+++ RECORDS SUPPLIED

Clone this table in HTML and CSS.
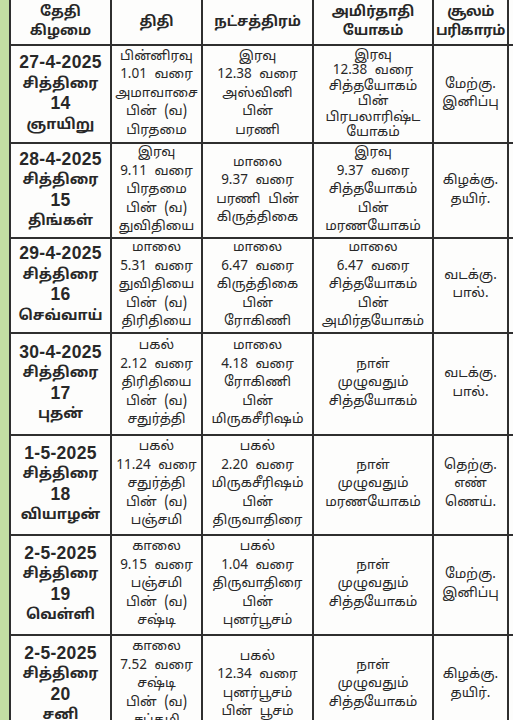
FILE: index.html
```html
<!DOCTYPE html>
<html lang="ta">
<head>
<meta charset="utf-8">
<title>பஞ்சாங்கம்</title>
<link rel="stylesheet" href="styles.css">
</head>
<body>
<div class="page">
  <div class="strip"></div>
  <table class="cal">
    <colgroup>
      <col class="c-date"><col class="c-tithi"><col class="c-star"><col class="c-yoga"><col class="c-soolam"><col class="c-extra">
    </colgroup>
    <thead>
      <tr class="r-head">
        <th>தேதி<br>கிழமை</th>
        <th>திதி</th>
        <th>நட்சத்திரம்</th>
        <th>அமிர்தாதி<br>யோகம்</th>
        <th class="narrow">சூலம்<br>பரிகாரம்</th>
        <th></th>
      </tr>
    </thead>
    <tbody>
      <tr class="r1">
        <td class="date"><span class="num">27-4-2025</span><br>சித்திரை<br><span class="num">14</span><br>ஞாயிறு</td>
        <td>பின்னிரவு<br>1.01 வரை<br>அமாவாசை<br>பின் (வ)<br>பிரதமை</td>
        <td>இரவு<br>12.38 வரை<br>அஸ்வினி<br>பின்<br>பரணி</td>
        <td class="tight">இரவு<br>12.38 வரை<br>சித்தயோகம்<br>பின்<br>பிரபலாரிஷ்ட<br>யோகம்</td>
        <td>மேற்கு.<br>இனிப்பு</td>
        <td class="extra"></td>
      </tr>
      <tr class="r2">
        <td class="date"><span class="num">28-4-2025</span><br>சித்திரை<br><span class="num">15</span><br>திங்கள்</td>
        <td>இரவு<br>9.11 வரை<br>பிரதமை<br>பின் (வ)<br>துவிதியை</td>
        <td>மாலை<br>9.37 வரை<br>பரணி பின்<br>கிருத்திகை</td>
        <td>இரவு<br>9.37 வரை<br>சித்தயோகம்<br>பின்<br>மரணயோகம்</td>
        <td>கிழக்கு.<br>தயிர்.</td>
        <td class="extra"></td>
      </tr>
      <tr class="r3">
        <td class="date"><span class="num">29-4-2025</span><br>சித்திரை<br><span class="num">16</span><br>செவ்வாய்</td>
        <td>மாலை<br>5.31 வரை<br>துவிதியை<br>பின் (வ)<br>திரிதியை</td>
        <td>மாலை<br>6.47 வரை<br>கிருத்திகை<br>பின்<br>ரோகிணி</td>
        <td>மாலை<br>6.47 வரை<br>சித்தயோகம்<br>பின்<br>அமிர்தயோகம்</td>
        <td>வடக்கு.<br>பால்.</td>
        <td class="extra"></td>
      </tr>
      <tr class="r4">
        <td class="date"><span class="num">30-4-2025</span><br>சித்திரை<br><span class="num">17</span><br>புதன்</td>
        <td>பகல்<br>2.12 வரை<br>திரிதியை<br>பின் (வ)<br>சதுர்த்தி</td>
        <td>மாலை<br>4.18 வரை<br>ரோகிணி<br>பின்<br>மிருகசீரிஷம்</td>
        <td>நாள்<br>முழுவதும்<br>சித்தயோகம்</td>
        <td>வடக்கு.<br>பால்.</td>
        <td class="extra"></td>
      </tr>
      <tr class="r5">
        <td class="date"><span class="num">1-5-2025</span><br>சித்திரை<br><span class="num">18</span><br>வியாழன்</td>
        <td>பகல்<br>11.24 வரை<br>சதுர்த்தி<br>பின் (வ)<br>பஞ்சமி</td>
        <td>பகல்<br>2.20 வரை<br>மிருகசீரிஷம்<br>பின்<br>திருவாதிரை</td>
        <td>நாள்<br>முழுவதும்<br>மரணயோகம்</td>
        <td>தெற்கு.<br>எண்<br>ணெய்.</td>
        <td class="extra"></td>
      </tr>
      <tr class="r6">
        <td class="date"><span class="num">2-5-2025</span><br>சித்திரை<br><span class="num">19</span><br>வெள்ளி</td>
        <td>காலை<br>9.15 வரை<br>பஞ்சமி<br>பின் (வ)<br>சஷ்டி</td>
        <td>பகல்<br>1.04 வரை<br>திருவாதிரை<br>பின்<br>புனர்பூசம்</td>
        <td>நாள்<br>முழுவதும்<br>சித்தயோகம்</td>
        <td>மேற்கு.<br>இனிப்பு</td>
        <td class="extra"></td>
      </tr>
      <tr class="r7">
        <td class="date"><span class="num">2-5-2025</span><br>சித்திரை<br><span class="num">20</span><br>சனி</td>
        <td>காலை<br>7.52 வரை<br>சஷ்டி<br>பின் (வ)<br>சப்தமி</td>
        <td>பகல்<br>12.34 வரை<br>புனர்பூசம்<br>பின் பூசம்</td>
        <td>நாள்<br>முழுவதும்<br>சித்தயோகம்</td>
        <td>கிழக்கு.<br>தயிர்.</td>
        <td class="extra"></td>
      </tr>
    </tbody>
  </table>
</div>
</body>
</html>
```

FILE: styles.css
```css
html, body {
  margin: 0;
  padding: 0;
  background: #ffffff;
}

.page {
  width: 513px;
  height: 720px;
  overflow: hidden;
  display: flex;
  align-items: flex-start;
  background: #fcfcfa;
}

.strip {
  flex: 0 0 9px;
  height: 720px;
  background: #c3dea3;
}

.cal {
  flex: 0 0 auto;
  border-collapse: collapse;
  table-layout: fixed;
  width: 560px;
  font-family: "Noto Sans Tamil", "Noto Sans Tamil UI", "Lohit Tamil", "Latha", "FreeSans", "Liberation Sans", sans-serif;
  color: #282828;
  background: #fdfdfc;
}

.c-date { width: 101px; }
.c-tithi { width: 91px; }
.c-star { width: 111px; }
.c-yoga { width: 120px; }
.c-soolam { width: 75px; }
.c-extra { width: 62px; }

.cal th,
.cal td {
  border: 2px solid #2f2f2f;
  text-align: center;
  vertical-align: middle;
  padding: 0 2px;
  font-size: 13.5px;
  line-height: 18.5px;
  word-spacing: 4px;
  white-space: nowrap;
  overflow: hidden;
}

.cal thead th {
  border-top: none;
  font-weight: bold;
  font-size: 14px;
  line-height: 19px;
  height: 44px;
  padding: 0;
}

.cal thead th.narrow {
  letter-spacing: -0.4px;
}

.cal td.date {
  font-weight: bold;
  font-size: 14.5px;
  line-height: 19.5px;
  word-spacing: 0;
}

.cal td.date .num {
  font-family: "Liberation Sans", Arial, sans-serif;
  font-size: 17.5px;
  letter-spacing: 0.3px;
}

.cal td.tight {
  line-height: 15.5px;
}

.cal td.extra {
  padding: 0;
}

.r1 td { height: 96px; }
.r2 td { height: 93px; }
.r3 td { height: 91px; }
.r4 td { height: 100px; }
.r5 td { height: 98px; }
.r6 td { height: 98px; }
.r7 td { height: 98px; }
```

++++++
+++ RECORDS SUPPLIED

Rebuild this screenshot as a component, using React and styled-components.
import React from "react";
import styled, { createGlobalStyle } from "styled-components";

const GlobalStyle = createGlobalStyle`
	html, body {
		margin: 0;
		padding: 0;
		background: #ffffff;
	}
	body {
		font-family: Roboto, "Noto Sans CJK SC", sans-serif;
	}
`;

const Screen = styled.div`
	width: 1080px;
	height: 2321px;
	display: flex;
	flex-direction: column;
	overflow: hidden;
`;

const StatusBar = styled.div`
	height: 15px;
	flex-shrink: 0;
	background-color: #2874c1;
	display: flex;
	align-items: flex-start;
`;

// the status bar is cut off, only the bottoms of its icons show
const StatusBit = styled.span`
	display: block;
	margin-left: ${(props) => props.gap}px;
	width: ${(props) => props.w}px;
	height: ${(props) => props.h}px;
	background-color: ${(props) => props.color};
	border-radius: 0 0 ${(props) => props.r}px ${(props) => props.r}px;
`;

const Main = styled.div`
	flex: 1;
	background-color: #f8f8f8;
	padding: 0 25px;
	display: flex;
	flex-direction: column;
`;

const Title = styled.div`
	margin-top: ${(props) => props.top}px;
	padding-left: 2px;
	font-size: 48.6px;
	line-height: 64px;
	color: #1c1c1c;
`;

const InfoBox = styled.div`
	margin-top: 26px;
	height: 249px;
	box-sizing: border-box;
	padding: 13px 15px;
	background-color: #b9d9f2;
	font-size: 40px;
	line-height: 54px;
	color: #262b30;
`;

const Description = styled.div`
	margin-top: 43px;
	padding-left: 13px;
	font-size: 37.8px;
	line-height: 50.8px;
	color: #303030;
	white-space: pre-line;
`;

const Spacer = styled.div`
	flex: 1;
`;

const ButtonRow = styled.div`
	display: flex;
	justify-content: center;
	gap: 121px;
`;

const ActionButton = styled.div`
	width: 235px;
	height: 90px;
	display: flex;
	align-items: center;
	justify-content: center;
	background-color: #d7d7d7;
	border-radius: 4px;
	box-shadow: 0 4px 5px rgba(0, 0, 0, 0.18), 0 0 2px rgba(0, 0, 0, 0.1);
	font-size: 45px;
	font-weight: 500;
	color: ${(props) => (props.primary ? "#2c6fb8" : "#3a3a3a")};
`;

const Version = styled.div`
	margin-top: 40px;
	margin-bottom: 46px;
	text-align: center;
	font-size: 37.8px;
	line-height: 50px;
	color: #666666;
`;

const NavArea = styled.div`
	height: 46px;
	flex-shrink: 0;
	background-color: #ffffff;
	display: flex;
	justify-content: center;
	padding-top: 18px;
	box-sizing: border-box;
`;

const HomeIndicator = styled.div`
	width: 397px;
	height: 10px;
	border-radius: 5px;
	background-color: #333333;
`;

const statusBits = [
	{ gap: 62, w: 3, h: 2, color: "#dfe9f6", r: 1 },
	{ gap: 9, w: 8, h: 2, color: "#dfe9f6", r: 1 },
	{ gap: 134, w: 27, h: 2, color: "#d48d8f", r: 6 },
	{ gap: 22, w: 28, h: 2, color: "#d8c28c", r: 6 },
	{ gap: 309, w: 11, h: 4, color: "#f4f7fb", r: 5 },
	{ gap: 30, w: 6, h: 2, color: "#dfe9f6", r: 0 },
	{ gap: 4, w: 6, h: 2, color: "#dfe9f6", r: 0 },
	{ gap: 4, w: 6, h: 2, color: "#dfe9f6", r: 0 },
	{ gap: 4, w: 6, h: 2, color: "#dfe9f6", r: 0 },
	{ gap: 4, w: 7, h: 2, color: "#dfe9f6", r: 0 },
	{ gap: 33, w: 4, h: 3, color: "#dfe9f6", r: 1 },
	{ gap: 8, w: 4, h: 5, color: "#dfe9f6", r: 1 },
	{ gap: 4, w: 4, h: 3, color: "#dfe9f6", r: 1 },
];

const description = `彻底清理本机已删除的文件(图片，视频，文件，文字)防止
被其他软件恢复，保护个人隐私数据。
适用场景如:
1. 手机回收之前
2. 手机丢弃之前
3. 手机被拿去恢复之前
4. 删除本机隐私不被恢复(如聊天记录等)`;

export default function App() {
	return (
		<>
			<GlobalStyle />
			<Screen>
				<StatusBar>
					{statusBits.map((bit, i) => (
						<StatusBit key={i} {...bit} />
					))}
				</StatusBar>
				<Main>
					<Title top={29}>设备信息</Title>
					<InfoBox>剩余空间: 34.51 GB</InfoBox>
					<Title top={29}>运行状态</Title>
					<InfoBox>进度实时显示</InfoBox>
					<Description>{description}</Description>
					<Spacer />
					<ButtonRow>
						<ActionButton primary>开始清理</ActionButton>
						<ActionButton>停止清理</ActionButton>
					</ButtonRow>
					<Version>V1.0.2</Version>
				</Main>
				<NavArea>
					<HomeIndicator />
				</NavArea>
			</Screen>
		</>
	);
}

++++++

**PROBLEM DESCRIPTION:**
For the records above, state how many lines include the string "table", giving the number and nothing else.

**THE OUTPUT:**
4